**EXERCISE TASK:** Quote each line of the material verbatim, without the pictures.

**MATERIAL PROVIDED:**

################

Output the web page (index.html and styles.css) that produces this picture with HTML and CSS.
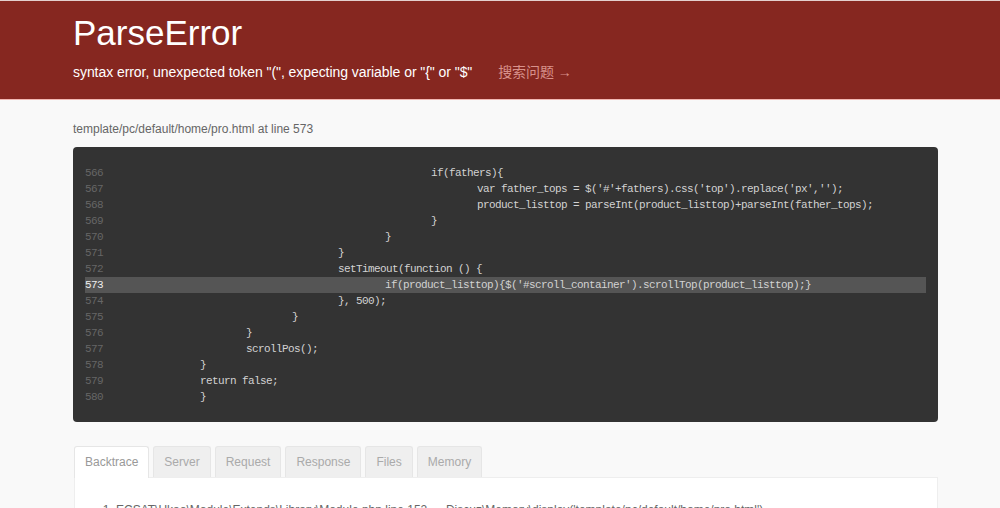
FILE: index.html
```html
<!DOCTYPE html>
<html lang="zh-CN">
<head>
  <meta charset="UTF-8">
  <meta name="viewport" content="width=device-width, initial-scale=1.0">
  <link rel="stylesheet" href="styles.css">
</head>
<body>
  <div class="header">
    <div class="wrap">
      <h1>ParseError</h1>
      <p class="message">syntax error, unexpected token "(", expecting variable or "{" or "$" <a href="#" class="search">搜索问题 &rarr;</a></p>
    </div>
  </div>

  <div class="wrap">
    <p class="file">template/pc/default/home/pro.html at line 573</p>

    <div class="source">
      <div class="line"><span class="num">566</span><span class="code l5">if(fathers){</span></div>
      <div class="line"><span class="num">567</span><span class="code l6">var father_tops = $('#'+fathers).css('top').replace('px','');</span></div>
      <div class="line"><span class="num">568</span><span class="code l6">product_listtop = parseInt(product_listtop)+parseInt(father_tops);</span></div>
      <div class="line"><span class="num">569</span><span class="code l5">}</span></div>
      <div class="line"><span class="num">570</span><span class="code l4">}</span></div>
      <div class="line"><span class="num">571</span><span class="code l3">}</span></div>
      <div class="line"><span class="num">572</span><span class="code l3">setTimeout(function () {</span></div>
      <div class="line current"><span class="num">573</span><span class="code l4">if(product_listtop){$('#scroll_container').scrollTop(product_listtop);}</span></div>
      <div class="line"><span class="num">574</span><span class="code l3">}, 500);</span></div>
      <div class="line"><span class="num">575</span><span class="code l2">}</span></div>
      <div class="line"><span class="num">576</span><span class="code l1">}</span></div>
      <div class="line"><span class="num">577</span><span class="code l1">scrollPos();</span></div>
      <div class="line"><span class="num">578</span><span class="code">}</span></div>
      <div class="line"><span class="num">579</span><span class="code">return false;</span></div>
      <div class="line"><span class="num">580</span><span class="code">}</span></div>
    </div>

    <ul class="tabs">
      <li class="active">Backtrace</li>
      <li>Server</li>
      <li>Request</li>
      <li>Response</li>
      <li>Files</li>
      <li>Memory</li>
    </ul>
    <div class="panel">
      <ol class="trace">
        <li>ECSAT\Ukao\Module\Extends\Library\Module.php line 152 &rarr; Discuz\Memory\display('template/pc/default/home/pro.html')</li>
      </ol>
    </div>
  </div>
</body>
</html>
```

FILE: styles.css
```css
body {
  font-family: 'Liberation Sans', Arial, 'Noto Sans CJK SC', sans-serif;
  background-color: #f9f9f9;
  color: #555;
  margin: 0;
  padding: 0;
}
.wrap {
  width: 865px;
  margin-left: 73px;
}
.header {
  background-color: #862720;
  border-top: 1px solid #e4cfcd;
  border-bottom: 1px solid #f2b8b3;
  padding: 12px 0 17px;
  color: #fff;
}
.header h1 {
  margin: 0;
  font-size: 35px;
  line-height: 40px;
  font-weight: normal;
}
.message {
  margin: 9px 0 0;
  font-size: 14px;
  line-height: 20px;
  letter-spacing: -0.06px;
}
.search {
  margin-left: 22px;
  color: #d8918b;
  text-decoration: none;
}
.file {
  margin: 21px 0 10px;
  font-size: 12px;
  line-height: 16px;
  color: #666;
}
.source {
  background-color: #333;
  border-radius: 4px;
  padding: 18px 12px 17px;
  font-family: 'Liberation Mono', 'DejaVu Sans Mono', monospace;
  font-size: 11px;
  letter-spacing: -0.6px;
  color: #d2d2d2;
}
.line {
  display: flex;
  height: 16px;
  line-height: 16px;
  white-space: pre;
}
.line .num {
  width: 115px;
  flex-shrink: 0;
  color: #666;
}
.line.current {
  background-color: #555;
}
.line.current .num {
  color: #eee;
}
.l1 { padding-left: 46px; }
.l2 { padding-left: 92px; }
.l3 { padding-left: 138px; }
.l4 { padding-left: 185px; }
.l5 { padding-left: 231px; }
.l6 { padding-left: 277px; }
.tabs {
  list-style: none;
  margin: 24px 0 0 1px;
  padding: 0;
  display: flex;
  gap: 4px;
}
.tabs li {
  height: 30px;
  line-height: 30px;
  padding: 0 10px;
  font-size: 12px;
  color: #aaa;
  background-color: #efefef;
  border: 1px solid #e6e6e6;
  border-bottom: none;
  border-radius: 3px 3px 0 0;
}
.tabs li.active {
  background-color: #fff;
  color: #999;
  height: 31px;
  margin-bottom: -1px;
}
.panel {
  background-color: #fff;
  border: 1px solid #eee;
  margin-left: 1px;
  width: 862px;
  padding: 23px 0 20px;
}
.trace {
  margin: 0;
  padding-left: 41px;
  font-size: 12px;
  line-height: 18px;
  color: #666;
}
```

################

**ANSWER TO THE TASK:**
Output the web page (index.html and styles.css) that produces this picture with HTML and CSS.
FILE: index.html
```html
<!DOCTYPE html>
<html lang="zh-CN">
<head>
  <meta charset="UTF-8">
  <meta name="viewport" content="width=device-width, initial-scale=1.0">
  <link rel="stylesheet" href="styles.css">
</head>
<body>
  <div class="header">
    <div class="wrap">
      <h1>ParseError</h1>
      <p class="message">syntax error, unexpected token "(", expecting variable or "{" or "$" <a href="#" class="search">搜索问题 &rarr;</a></p>
    </div>
  </div>

  <div class="wrap">
    <p class="file">template/pc/default/home/pro.html at line 573</p>

    <div class="source">
      <div class="line"><span class="num">566</span><span class="code l5">if(fathers){</span></div>
      <div class="line"><span class="num">567</span><span class="code l6">var father_tops = $('#'+fathers).css('top').replace('px','');</span></div>
      <div class="line"><span class="num">568</span><span class="code l6">product_listtop = parseInt(product_listtop)+parseInt(father_tops);</span></div>
      <div class="line"><span class="num">569</span><span class="code l5">}</span></div>
      <div class="line"><span class="num">570</span><span class="code l4">}</span></div>
      <div class="line"><span class="num">571</span><span class="code l3">}</span></div>
      <div class="line"><span class="num">572</span><span class="code l3">setTimeout(function () {</span></div>
      <div class="line current"><span class="num">573</span><span class="code l4">if(product_listtop){$('#scroll_container').scrollTop(product_listtop);}</span></div>
      <div class="line"><span class="num">574</span><span class="code l3">}, 500);</span></div>
      <div class="line"><span class="num">575</span><span class="code l2">}</span></div>
      <div class="line"><span class="num">576</span><span class="code l1">}</span></div>
      <div class="line"><span class="num">577</span><span class="code l1">scrollPos();</span></div>
      <div class="line"><span class="num">578</span><span class="code">}</span></div>
      <div class="line"><span class="num">579</span><span class="code">return false;</span></div>
      <div class="line"><span class="num">580</span><span class="code">}</span></div>
    </div>

    <ul class="tabs">
      <li class="active">Backtrace</li>
      <li>Server</li>
      <li>Request</li>
      <li>Response</li>
      <li>Files</li>
      <li>Memory</li>
    </ul>
    <div class="panel">
      <ol class="trace">
        <li>ECSAT\Ukao\Module\Extends\Library\Module.php line 152 &rarr; Discuz\Memory\display('template/pc/default/home/pro.html')</li>
      </ol>
    </div>
  </div>
</body>
</html>
```

FILE: styles.css
```css
body {
  font-family: 'Liberation Sans', Arial, 'Noto Sans CJK SC', sans-serif;
  background-color: #f9f9f9;
  color: #555;
  margin: 0;
  padding: 0;
}
.wrap {
  width: 865px;
  margin-left: 73px;
}
.header {
  background-color: #862720;
  border-top: 1px solid #e4cfcd;
  border-bottom: 1px solid #f2b8b3;
  padding: 12px 0 17px;
  color: #fff;
}
.header h1 {
  margin: 0;
  font-size: 35px;
  line-height: 40px;
  font-weight: normal;
}
.message {
  margin: 9px 0 0;
  font-size: 14px;
  line-height: 20px;
  letter-spacing: -0.06px;
}
.search {
  margin-left: 22px;
  color: #d8918b;
  text-decoration: none;
}
.file {
  margin: 21px 0 10px;
  font-size: 12px;
  line-height: 16px;
  color: #666;
}
.source {
  background-color: #333;
  border-radius: 4px;
  padding: 18px 12px 17px;
  font-family: 'Liberation Mono', 'DejaVu Sans Mono', monospace;
  font-size: 11px;
  letter-spacing: -0.6px;
  color: #d2d2d2;
}
.line {
  display: flex;
  height: 16px;
  line-height: 16px;
  white-space: pre;
}
.line .num {
  width: 115px;
  flex-shrink: 0;
  color: #666;
}
.line.current {
  background-color: #555;
}
.line.current .num {
  color: #eee;
}
.l1 { padding-left: 46px; }
.l2 { padding-left: 92px; }
.l3 { padding-left: 138px; }
.l4 { padding-left: 185px; }
.l5 { padding-left: 231px; }
.l6 { padding-left: 277px; }
.tabs {
  list-style: none;
  margin: 24px 0 0 1px;
  padding: 0;
  display: flex;
  gap: 4px;
}
.tabs li {
  height: 30px;
  line-height: 30px;
  padding: 0 10px;
  font-size: 12px;
  color: #aaa;
  background-color: #efefef;
  border: 1px solid #e6e6e6;
  border-bottom: none;
  border-radius: 3px 3px 0 0;
}
.tabs li.active {
  background-color: #fff;
  color: #999;
  height: 31px;
  margin-bottom: -1px;
}
.panel {
  background-color: #fff;
  border: 1px solid #eee;
  margin-left: 1px;
  width: 862px;
  padding: 23px 0 20px;
}
.trace {
  margin: 0;
  padding-left: 41px;
  font-size: 12px;
  line-height: 18px;
  color: #666;
}
```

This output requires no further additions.